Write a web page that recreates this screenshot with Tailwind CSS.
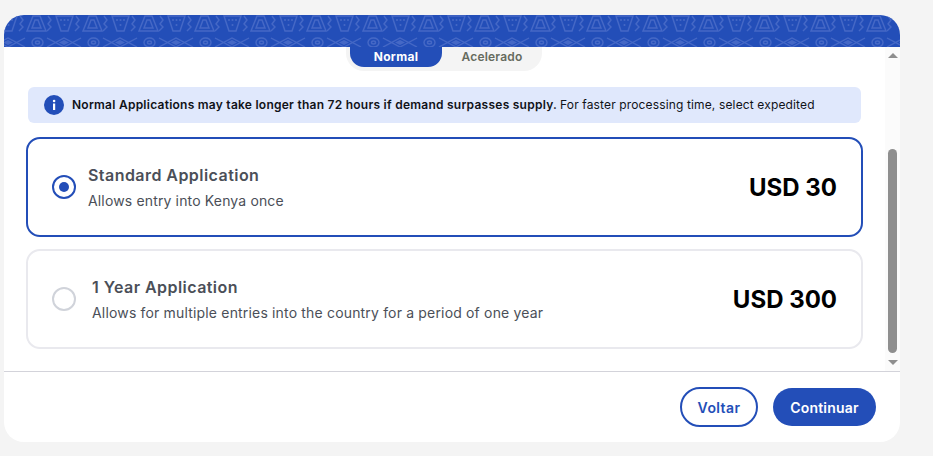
<!DOCTYPE html>
<html lang="en">
<head>
    <meta charset="UTF-8" />
    <title>Visa application type</title>
    <script src="https://cdn.jsdelivr.net/npm/@tailwindcss/browser@4"></script>
</head>
<body class="h-[456px] overflow-hidden bg-[#f4f4f4] font-['Inter',sans-serif]">
    <div class="pt-[15px] pl-1 w-[900px]">
        <section class="flex flex-col h-[427px] bg-white rounded-[20px] overflow-hidden">
            <!-- Banner with the woven pattern -->
            <svg class="block w-full h-8 shrink-0" width="896" height="32">
                <defs>
                    <pattern id="weave" x="-4" y="0" width="56" height="32" patternUnits="userSpaceOnUse">
                        <g fill="none" stroke="#4568c6" stroke-width="1.4">
                            <!-- top row: peak, wiggle, cup, wiggle -->
                            <path d="M27 16 L33 1 H40 L46 16 Z" />
                            <path d="M32 13 L35 5 H38 L41 13 Z" />
                            <path d="M48 1 L51 5 L48 9 L51 12 L47 16" />
                            <path d="M0 1 H17 L12 16 H5 Z" />
                            <path d="M56 1 H73 L68 16 H61 Z" />
                            <path d="M20 1 L23 5 L20 9 L23 12 L19 16" />
                            <!-- bottom row: ring, crossed lens -->
                            <ellipse cx="37.5" cy="27.5" rx="5.5" ry="4.5" />
                            <ellipse cx="37.5" cy="27.5" rx="2" ry="1.5" />
                            <path d="M-9 23 L8 32 L25 23" />
                            <path d="M-9 32 L8 23 L25 32" />
                            <path d="M47 23 L64 32 L81 23" />
                            <path d="M47 32 L64 23 L81 32" />
                        </g>
                        <g fill="#4568c6">
                            <circle cx="5" cy="5" r="1" />
                            <circle cx="8.5" cy="5" r="1" />
                            <circle cx="12" cy="5" r="1" />
                            <circle cx="8.5" cy="10" r="1" />
                            <path d="M3 27.5 L8 25 L13 27.5 L8 30 Z" />
                            <path d="M59 27.5 L64 25 L69 27.5 L64 30 Z" />
                        </g>
                    </pattern>
                </defs>
                <rect width="896" height="32" fill="#234eb8" />
                <rect width="896" height="32" fill="url(#weave)" />
            </svg>

            <!-- Scrolling body -->
            <div class="flex flex-1 min-h-0 h-[324px]">
                <div class="flex-1 min-w-0">
                    <div class="flex justify-center pr-[1px] h-[24px]">
                        <div class="flex w-[196px] h-[24px] px-1 rounded-b-[18px] bg-[#f4f4f4]">
                            <div class="w-[92px] h-5 rounded-b-[14px] bg-[#234eb8] text-white text-[12px] font-bold tracking-[0.3px] flex items-center justify-center">Normal</div>
                            <div class="flex-1 h-5 pl-1 text-[#666b5e] text-[12px] font-semibold tracking-[0.2px] flex items-center justify-center">Acelerado</div>
                        </div>
                    </div>

                    <div class="mt-4 ml-6 w-[833px] h-9 rounded-md bg-[#e0e8fc] flex items-center pl-4 text-[12px] text-[#101218]">
                        <svg class="mr-2 shrink-0" width="20" height="20" viewBox="0 0 20 20">
                            <circle cx="10" cy="10" r="10" fill="#234eb8" />
                            <rect x="9" y="8.5" width="2.2" height="6.5" fill="#fff" />
                            <circle cx="10.1" cy="6" r="1.3" fill="#fff" />
                        </svg>
                        <span class="font-semibold tracking-[0.25px] mr-[3px]">Normal Applications may take longer than 72 hours if demand surpasses supply.</span>
                        <span class="tracking-[0.14px]">For faster processing time, select expedited</span>
                    </div>

                    <div class="mt-[14px] ml-[22px] w-[837px] h-[100px] rounded-[14px] border-2 border-[#234eb8] flex items-center pl-6 pr-6">
                        <span class="w-6 h-6 rounded-full border-2 border-[#234eb8] flex items-center justify-center shrink-0">
                            <span class="w-[10px] h-[10px] rounded-full bg-[#234eb8]"></span>
                        </span>
                        <div class="ml-3 flex-1 -mt-[1px]">
                            <div class="text-[16px] font-semibold tracking-[0.45px] text-[#4b4f58] leading-6">Standard Application</div>
                            <div class="text-[14px] tracking-[0.15px] text-[#4b4f58] leading-5 mt-1">Allows entry into Kenya once</div>
                        </div>
                        <div class="text-[24px] font-bold text-black pt-[2px]">USD 30</div>
                    </div>

                    <div class="mt-3 ml-[22px] w-[837px] h-[100px] rounded-[14px] border-2 border-[#e9e9ee] flex items-center pl-6 pr-6">
                        <span class="w-6 h-6 rounded-full border-2 border-[#d0d3da] shrink-0"></span>
                        <div class="ml-4 flex-1 -mt-[1px]">
                            <div class="text-[16px] font-semibold tracking-[0.45px] text-[#4b4f58] leading-6">1 Year Application</div>
                            <div class="text-[14px] tracking-[0.17px] text-[#4b4f58] leading-5 mt-1">Allows for multiple entries into the country for a period of one year</div>
                        </div>
                        <div class="text-[24px] font-bold text-black pt-[2px]">USD 300</div>
                    </div>
                </div>

                <!-- Scrollbar -->
                <div class="w-[15px] shrink-0 bg-[#fbfbfb] flex flex-col items-center justify-between py-[6px] relative">
                    <svg width="10" height="5"><path d="M0 5 L5 0 L10 5 Z" fill="#8f8f8f" /></svg>
                    <div class="absolute top-[102px] left-[3px] w-[9px] h-[204px] rounded-full bg-[#8f8f8f]"></div>
                    <svg width="10" height="5"><path d="M0 0 L10 0 L5 5 Z" fill="#8f8f8f" /></svg>
                </div>
            </div>

            <!-- Footer -->
            <div class="h-[71px] shrink-0 border-t border-[#d3d3da] flex items-center justify-end gap-[15px] pr-6">
                <button class="w-[78px] h-[40px] rounded-full border-2 border-[#234eb8] text-[#234eb8] text-[14px] font-semibold tracking-[0.4px]">Voltar</button>
                <button class="w-[103px] h-[38px] rounded-full bg-[#234eb8] text-white text-[14px] font-semibold tracking-[0.2px]">Continuar</button>
            </div>
        </section>
    </div>
</body>
</html>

######

Ignore the images and quote every line of the listing exactly.

Write a web page that recreates this screenshot with Tailwind CSS.
<!DOCTYPE html>
<html lang="en">
<head>
    <meta charset="UTF-8" />
    <title>Visa application type</title>
    <script src="https://cdn.jsdelivr.net/npm/@tailwindcss/browser@4"></script>
</head>
<body class="h-[456px] overflow-hidden bg-[#f4f4f4] font-['Inter',sans-serif]">
    <div class="pt-[15px] pl-1 w-[900px]">
        <section class="flex flex-col h-[427px] bg-white rounded-[20px] overflow-hidden">
            <!-- Banner with the woven pattern -->
            <svg class="block w-full h-8 shrink-0" width="896" height="32">
                <defs>
                    <pattern id="weave" x="-4" y="0" width="56" height="32" patternUnits="userSpaceOnUse">
                        <g fill="none" stroke="#4568c6" stroke-width="1.4">
                            <!-- top row: peak, wiggle, cup, wiggle -->
                            <path d="M27 16 L33 1 H40 L46 16 Z" />
                            <path d="M32 13 L35 5 H38 L41 13 Z" />
                            <path d="M48 1 L51 5 L48 9 L51 12 L47 16" />
                            <path d="M0 1 H17 L12 16 H5 Z" />
                            <path d="M56 1 H73 L68 16 H61 Z" />
                            <path d="M20 1 L23 5 L20 9 L23 12 L19 16" />
                            <!-- bottom row: ring, crossed lens -->
                            <ellipse cx="37.5" cy="27.5" rx="5.5" ry="4.5" />
                            <ellipse cx="37.5" cy="27.5" rx="2" ry="1.5" />
                            <path d="M-9 23 L8 32 L25 23" />
                            <path d="M-9 32 L8 23 L25 32" />
                            <path d="M47 23 L64 32 L81 23" />
                            <path d="M47 32 L64 23 L81 32" />
                        </g>
                        <g fill="#4568c6">
                            <circle cx="5" cy="5" r="1" />
                            <circle cx="8.5" cy="5" r="1" />
                            <circle cx="12" cy="5" r="1" />
                            <circle cx="8.5" cy="10" r="1" />
                            <path d="M3 27.5 L8 25 L13 27.5 L8 30 Z" />
                            <path d="M59 27.5 L64 25 L69 27.5 L64 30 Z" />
                        </g>
                    </pattern>
                </defs>
                <rect width="896" height="32" fill="#234eb8" />
                <rect width="896" height="32" fill="url(#weave)" />
            </svg>

            <!-- Scrolling body -->
            <div class="flex flex-1 min-h-0 h-[324px]">
                <div class="flex-1 min-w-0">
                    <div class="flex justify-center pr-[1px] h-[24px]">
                        <div class="flex w-[196px] h-[24px] px-1 rounded-b-[18px] bg-[#f4f4f4]">
                            <div class="w-[92px] h-5 rounded-b-[14px] bg-[#234eb8] text-white text-[12px] font-bold tracking-[0.3px] flex items-center justify-center">Normal</div>
                            <div class="flex-1 h-5 pl-1 text-[#666b5e] text-[12px] font-semibold tracking-[0.2px] flex items-center justify-center">Acelerado</div>
                        </div>
                    </div>

                    <div class="mt-4 ml-6 w-[833px] h-9 rounded-md bg-[#e0e8fc] flex items-center pl-4 text-[12px] text-[#101218]">
                        <svg class="mr-2 shrink-0" width="20" height="20" viewBox="0 0 20 20">
                            <circle cx="10" cy="10" r="10" fill="#234eb8" />
                            <rect x="9" y="8.5" width="2.2" height="6.5" fill="#fff" />
                            <circle cx="10.1" cy="6" r="1.3" fill="#fff" />
                        </svg>
                        <span class="font-semibold tracking-[0.25px] mr-[3px]">Normal Applications may take longer than 72 hours if demand surpasses supply.</span>
                        <span class="tracking-[0.14px]">For faster processing time, select expedited</span>
                    </div>

                    <div class="mt-[14px] ml-[22px] w-[837px] h-[100px] rounded-[14px] border-2 border-[#234eb8] flex items-center pl-6 pr-6">
                        <span class="w-6 h-6 rounded-full border-2 border-[#234eb8] flex items-center justify-center shrink-0">
                            <span class="w-[10px] h-[10px] rounded-full bg-[#234eb8]"></span>
                        </span>
                        <div class="ml-3 flex-1 -mt-[1px]">
                            <div class="text-[16px] font-semibold tracking-[0.45px] text-[#4b4f58] leading-6">Standard Application</div>
                            <div class="text-[14px] tracking-[0.15px] text-[#4b4f58] leading-5 mt-1">Allows entry into Kenya once</div>
                        </div>
                        <div class="text-[24px] font-bold text-black pt-[2px]">USD 30</div>
                    </div>

                    <div class="mt-3 ml-[22px] w-[837px] h-[100px] rounded-[14px] border-2 border-[#e9e9ee] flex items-center pl-6 pr-6">
                        <span class="w-6 h-6 rounded-full border-2 border-[#d0d3da] shrink-0"></span>
                        <div class="ml-4 flex-1 -mt-[1px]">
                            <div class="text-[16px] font-semibold tracking-[0.45px] text-[#4b4f58] leading-6">1 Year Application</div>
                            <div class="text-[14px] tracking-[0.17px] text-[#4b4f58] leading-5 mt-1">Allows for multiple entries into the country for a period of one year</div>
                        </div>
                        <div class="text-[24px] font-bold text-black pt-[2px]">USD 300</div>
                    </div>
                </div>

                <!-- Scrollbar -->
                <div class="w-[15px] shrink-0 bg-[#fbfbfb] flex flex-col items-center justify-between py-[6px] relative">
                    <svg width="10" height="5"><path d="M0 5 L5 0 L10 5 Z" fill="#8f8f8f" /></svg>
                    <div class="absolute top-[102px] left-[3px] w-[9px] h-[204px] rounded-full bg-[#8f8f8f]"></div>
                    <svg width="10" height="5"><path d="M0 0 L10 0 L5 5 Z" fill="#8f8f8f" /></svg>
                </div>
            </div>

            <!-- Footer -->
            <div class="h-[71px] shrink-0 border-t border-[#d3d3da] flex items-center justify-end gap-[15px] pr-6">
                <button class="w-[78px] h-[40px] rounded-full border-2 border-[#234eb8] text-[#234eb8] text-[14px] font-semibold tracking-[0.4px]">Voltar</button>
                <button class="w-[103px] h-[38px] rounded-full bg-[#234eb8] text-white text-[14px] font-semibold tracking-[0.2px]">Continuar</button>
            </div>
        </section>
    </div>
</body>
</html>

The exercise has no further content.